** begin **

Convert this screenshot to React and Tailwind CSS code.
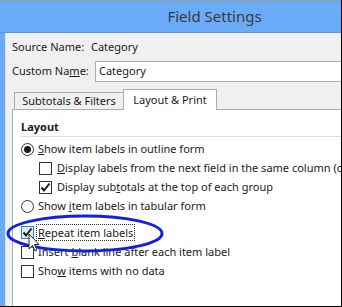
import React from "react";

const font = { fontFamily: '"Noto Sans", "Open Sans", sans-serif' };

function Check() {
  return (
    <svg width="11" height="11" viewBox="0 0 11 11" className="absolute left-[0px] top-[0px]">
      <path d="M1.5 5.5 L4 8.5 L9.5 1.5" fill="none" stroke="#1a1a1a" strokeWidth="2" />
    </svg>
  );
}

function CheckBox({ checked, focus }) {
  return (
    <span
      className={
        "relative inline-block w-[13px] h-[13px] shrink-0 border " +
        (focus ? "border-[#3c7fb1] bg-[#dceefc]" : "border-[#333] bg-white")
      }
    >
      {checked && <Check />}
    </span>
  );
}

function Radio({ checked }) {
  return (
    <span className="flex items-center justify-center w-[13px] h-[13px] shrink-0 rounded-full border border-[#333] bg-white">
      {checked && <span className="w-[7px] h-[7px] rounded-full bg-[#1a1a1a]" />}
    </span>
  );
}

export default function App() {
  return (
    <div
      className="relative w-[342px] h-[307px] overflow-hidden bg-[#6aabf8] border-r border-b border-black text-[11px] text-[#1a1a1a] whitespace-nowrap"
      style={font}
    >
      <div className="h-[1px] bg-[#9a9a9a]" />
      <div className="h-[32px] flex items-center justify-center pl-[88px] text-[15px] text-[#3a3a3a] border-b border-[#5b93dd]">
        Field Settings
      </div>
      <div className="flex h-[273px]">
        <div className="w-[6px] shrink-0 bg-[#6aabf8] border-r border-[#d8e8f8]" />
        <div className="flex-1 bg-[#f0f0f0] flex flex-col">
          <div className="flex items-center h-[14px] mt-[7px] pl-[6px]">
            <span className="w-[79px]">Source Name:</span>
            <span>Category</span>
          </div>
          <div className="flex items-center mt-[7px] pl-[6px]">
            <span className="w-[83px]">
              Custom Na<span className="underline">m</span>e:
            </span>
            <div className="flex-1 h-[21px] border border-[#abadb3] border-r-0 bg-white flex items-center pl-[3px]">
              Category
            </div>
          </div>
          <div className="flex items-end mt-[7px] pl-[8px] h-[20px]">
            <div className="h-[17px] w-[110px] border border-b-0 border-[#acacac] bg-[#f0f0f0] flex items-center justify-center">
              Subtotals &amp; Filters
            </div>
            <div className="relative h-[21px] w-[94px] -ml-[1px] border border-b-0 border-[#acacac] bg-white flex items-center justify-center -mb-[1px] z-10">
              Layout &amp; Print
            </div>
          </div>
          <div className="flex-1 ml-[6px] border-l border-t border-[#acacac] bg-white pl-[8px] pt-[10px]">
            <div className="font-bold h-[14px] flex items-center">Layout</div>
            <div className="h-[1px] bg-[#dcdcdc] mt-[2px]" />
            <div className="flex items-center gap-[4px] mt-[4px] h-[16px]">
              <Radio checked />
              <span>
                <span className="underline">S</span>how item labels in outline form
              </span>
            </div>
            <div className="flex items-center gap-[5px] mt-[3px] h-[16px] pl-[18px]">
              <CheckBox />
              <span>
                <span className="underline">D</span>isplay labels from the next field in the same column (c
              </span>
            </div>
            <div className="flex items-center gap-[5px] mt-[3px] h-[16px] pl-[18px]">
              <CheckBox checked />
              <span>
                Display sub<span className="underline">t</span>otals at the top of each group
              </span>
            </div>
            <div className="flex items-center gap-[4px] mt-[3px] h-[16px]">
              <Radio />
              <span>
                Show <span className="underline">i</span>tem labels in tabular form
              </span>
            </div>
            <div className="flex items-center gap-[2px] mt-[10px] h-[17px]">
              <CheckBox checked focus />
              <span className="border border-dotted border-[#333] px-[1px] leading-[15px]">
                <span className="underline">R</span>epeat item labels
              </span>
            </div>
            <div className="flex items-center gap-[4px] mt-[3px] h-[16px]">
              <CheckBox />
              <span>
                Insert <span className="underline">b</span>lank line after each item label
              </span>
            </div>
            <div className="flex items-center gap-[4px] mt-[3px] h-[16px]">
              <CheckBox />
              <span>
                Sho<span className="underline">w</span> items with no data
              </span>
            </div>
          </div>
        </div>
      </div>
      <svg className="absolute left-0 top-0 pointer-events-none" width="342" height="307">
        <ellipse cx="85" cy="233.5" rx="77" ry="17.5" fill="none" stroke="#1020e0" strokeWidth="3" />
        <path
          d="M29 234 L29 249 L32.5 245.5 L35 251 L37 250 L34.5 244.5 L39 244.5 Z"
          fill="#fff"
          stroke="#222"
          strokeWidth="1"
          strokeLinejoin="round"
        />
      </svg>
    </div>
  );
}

** end **

The listing above must be printed again exactly, minus its pictures.

SOLUTION TO THE EXERCISE:
Convert this screenshot to React and Tailwind CSS code.
import React from "react";

const font = { fontFamily: '"Noto Sans", "Open Sans", sans-serif' };

function Check() {
  return (
    <svg width="11" height="11" viewBox="0 0 11 11" className="absolute left-[0px] top-[0px]">
      <path d="M1.5 5.5 L4 8.5 L9.5 1.5" fill="none" stroke="#1a1a1a" strokeWidth="2" />
    </svg>
  );
}

function CheckBox({ checked, focus }) {
  return (
    <span
      className={
        "relative inline-block w-[13px] h-[13px] shrink-0 border " +
        (focus ? "border-[#3c7fb1] bg-[#dceefc]" : "border-[#333] bg-white")
      }
    >
      {checked && <Check />}
    </span>
  );
}

function Radio({ checked }) {
  return (
    <span className="flex items-center justify-center w-[13px] h-[13px] shrink-0 rounded-full border border-[#333] bg-white">
      {checked && <span className="w-[7px] h-[7px] rounded-full bg-[#1a1a1a]" />}
    </span>
  );
}

export default function App() {
  return (
    <div
      className="relative w-[342px] h-[307px] overflow-hidden bg-[#6aabf8] border-r border-b border-black text-[11px] text-[#1a1a1a] whitespace-nowrap"
      style={font}
    >
      <div className="h-[1px] bg-[#9a9a9a]" />
      <div className="h-[32px] flex items-center justify-center pl-[88px] text-[15px] text-[#3a3a3a] border-b border-[#5b93dd]">
        Field Settings
      </div>
      <div className="flex h-[273px]">
        <div className="w-[6px] shrink-0 bg-[#6aabf8] border-r border-[#d8e8f8]" />
        <div className="flex-1 bg-[#f0f0f0] flex flex-col">
          <div className="flex items-center h-[14px] mt-[7px] pl-[6px]">
            <span className="w-[79px]">Source Name:</span>
            <span>Category</span>
          </div>
          <div className="flex items-center mt-[7px] pl-[6px]">
            <span className="w-[83px]">
              Custom Na<span className="underline">m</span>e:
            </span>
            <div className="flex-1 h-[21px] border border-[#abadb3] border-r-0 bg-white flex items-center pl-[3px]">
              Category
            </div>
          </div>
          <div className="flex items-end mt-[7px] pl-[8px] h-[20px]">
            <div className="h-[17px] w-[110px] border border-b-0 border-[#acacac] bg-[#f0f0f0] flex items-center justify-center">
              Subtotals &amp; Filters
            </div>
            <div className="relative h-[21px] w-[94px] -ml-[1px] border border-b-0 border-[#acacac] bg-white flex items-center justify-center -mb-[1px] z-10">
              Layout &amp; Print
            </div>
          </div>
          <div className="flex-1 ml-[6px] border-l border-t border-[#acacac] bg-white pl-[8px] pt-[10px]">
            <div className="font-bold h-[14px] flex items-center">Layout</div>
            <div className="h-[1px] bg-[#dcdcdc] mt-[2px]" />
            <div className="flex items-center gap-[4px] mt-[4px] h-[16px]">
              <Radio checked />
              <span>
                <span className="underline">S</span>how item labels in outline form
              </span>
            </div>
            <div className="flex items-center gap-[5px] mt-[3px] h-[16px] pl-[18px]">
              <CheckBox />
              <span>
                <span className="underline">D</span>isplay labels from the next field in the same column (c
              </span>
            </div>
            <div className="flex items-center gap-[5px] mt-[3px] h-[16px] pl-[18px]">
              <CheckBox checked />
              <span>
                Display sub<span className="underline">t</span>otals at the top of each group
              </span>
            </div>
            <div className="flex items-center gap-[4px] mt-[3px] h-[16px]">
              <Radio />
              <span>
                Show <span className="underline">i</span>tem labels in tabular form
              </span>
            </div>
            <div className="flex items-center gap-[2px] mt-[10px] h-[17px]">
              <CheckBox checked focus />
              <span className="border border-dotted border-[#333] px-[1px] leading-[15px]">
                <span className="underline">R</span>epeat item labels
              </span>
            </div>
            <div className="flex items-center gap-[4px] mt-[3px] h-[16px]">
              <CheckBox />
              <span>
                Insert <span className="underline">b</span>lank line after each item label
              </span>
            </div>
            <div className="flex items-center gap-[4px] mt-[3px] h-[16px]">
              <CheckBox />
              <span>
                Sho<span className="underline">w</span> items with no data
              </span>
            </div>
          </div>
        </div>
      </div>
      <svg className="absolute left-0 top-0 pointer-events-none" width="342" height="307">
        <ellipse cx="85" cy="233.5" rx="77" ry="17.5" fill="none" stroke="#1020e0" strokeWidth="3" />
        <path
          d="M29 234 L29 249 L32.5 245.5 L35 251 L37 250 L34.5 244.5 L39 244.5 Z"
          fill="#fff"
          stroke="#222"
          strokeWidth="1"
          strokeLinejoin="round"
        />
      </svg>
    </div>
  );
}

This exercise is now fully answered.